The correlation analysis reveals an extremely important characteristic of this dataset: there is no meaningful linear relationship between any of the individual audio features and the target variable, BeatsPerMinute.

### Key Takeaways:

Extremely Weak Correlations: All correlation coefficients are exceptionally close to zero. The strongest positive correlation is with MoodScore at a negligible +0.007, and the strongest negative correlation is with Energy at an equally insignificant -0.004. In practical terms, these values indicate a complete absence of a linear trend.

### Implications for Modeling:

Linear Models Will Fail: Standard linear models (like Linear Regression, Ridge, Lasso) will perform very poorly on this task. These models rely on finding a linear relationship between the features and the target, which does not exist here.

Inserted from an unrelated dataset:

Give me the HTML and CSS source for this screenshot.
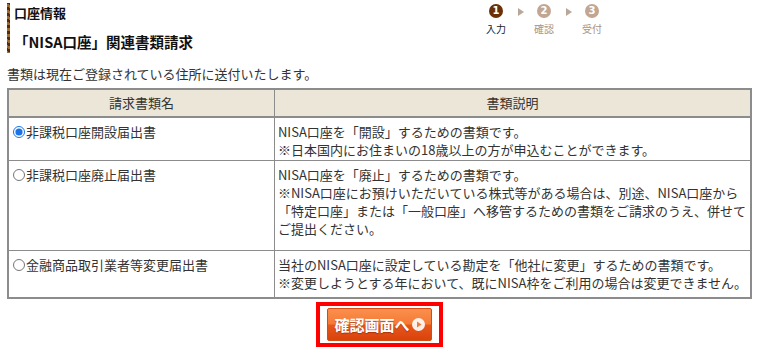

Non-Linear Relationships Are Key:The lack of linear correlation does not mean there is no relationship at all. The connection between these features and BPM is likely complex, non-linear, and driven by interactions between features.

In [None]:
# ==========================================================
# 7. FAST Targeted Pairplot via Random Sampling
# ==========================================================
import seaborn as sns
import matplotlib.pyplot as plt

# --- Define your features and target ---
num_features = train.select_dtypes(include=[np.number]).columns.tolist()

# Columns to exclude

exclude_cols = ["id"]
num_features = [col for col in num_features if col not in exclude_cols]
target_col = 'BeatsPerMinute'
predictor_features = [col for col in num_features if col != target_col]
# ----------------------------------------

# **THE KEY IMPROVEMENT: Create a smaller, random sample for plotting**
n_samples = 3000 # Start with 1k, increase if needed
if len(train) > n_samples:
    plot_df = train.sample(n=n_samples, random_state=42)
else:
    plot_df = train

print(f"Generating targeted pairplot on a sample of {len(plot_df)} data points for speed...")

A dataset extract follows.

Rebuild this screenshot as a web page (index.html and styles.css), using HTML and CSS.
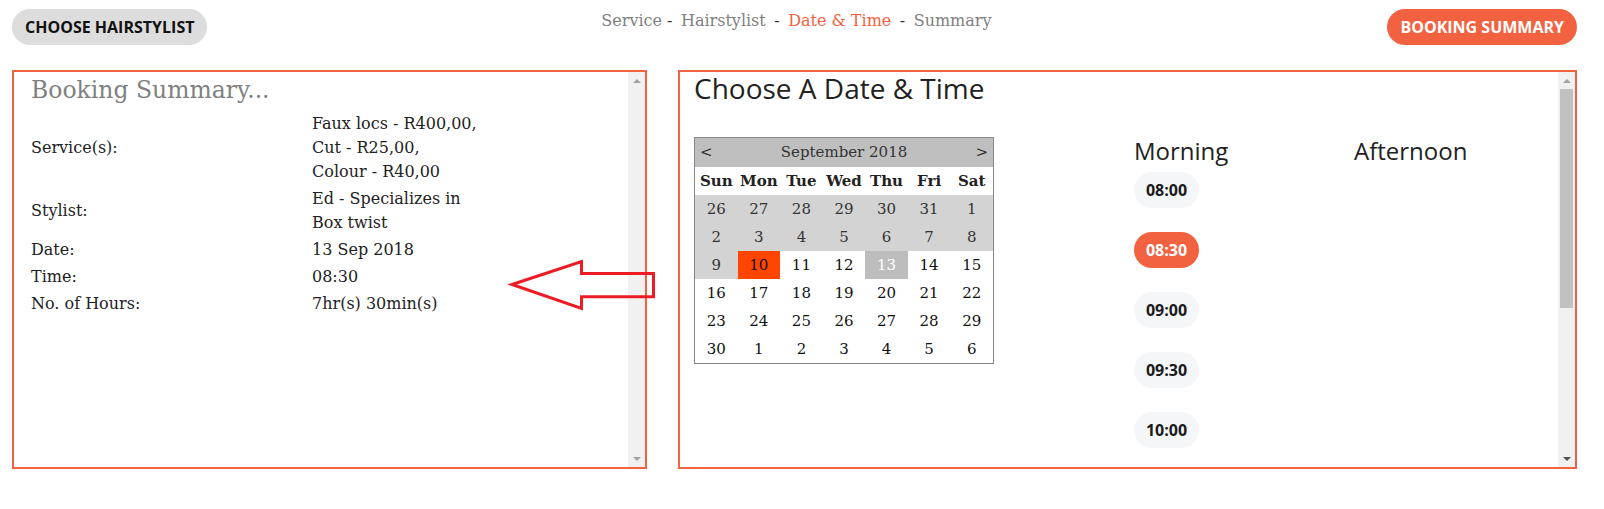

# Now, run the EXACT SAME plotting code, but on the smaller 'plot_df'
g = sns.pairplot(
    plot_df, # Use the sample, not the full 'train' dataframe
    x_vars=predictor_features,
    y_vars=[target_col],
    kind='scatter',
    height=4,
    aspect=1.2,
    plot_kws={'alpha': 0.4, 's': 20, 'edgecolor': None} # Can use slightly less alpha
)

g.fig.suptitle(f"Relationships Between Features and {target_col} (on Sampled Data)", y=1.02, fontsize=16, weight='bold')
plt.show()

### 👉 Observation: 

This visualization powerfully confirms the findings from our numerical correlation analysis. The key takeaway is the complete absence of a discernible relationship between  Features and BeatsPerMinute.

### Key Takeaways:

No Pattern or Trend: The data points form a dense, rectangular "cloud" with no discernible shape. There is no upward (positive) or downward (negative) slope. Furthermore, there is no simple non-linear pattern (like a U-shape or curve) present.